とは言うものの、私は自宅でパンを焼いた事がまだ数度しかありません。理由は簡単、小さなキッチンが粉まみれになるから。そうなのです、小麦粉は、思いの外、拡散力があるのです。しかも布巾で拭き取っても後から後から浮いてくるという。
なので、夢想しているんですよね。「子供パン教室を、青空教室仕立てで開催したら楽しいだろうなあ」と。少人数制で、親子参加型。「あんよ」が出来るのなら、赤ちゃんだって参加可能です。粉と水とほんの少しの酵母と塩と、こねこね、こねこね楽しくこね回して、最初ベタベタだったパン生地が、最後には手にもくっつかなくまとまって、温かい太陽の下で、じっくりじっくり膨らんでいくのを見守る。これ、私の中では「楽しさ」しかないように思えるんです。
物作りは、楽しさだけしか残らなくて良いんです。充実感しか残らなくて良いんです。食べ物の不思議を学んだ後は、自分の作った物、お父さんやお母さんが作ってくれた物を大切に大切に味わって欲しいと思います。

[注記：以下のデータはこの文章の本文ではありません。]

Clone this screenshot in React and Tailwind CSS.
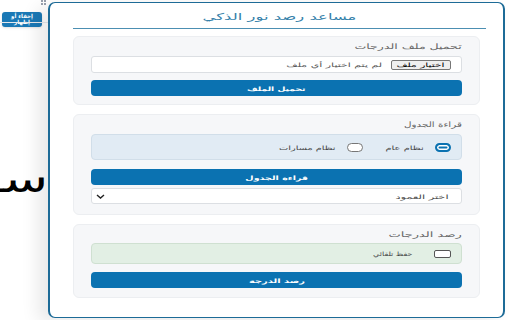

「発酵種」と呼ばれる予備発酵させたパン種を使用して作られるライ麦パンも、本捏ねから焼成までが短くて比較的作りやすいパンでもあります(ただし、パン種の仕込みは入り組んでおり、コツが少々必要です)。短時間で勝負する「青空パン教室」では有力な作成候補です。独特の酸味が苦手な人が多いライ麦パンも、実はサンドウィッチにすれば、とても美味しい事をたくさんの人に知ってもらいたいですね。日本のお米、白米や玄米だとて、それだけ単体では食卓に上らないです。パンの文化ではない日本だからこそ、美味しい食べ方を勉強して驚いてみても良いんですよ。ご飯に海苔や鮭や納豆が抜群の相性であるように、ライ麦パンに欠かせない燻製肉や乳製品があります。ライ麦が栽培される土地というのは実は寒冷地が多いんですよね。小麦が育ちにくい土壌であるからライ麦を主原料としたパンが作られるのです。米が育ちにくかった土地で、蕎麦が代替え作物として栽培されて来た日本にも当てはまる事ですね。今でいう蕎麦処では実はそのような事情があったらしいです(現在では品種改良により状況は一変しております)。
「夢と希望で膨らませるパン」、ちょっとそういう活動が現実出来たら、面白いんじゃあないかしら、と一人、笑いを催したりして。
それにしても、今日は本当に素晴らしいお天気です。長男と自転車に乗って、どこまでもどこまでも走り抜けたら、絶対、気持ちが良いはずです。さて、もうひと踏ん張り、母は頑張りますぞ。今日と言う日が終わるまで、前を向いて、腕振って!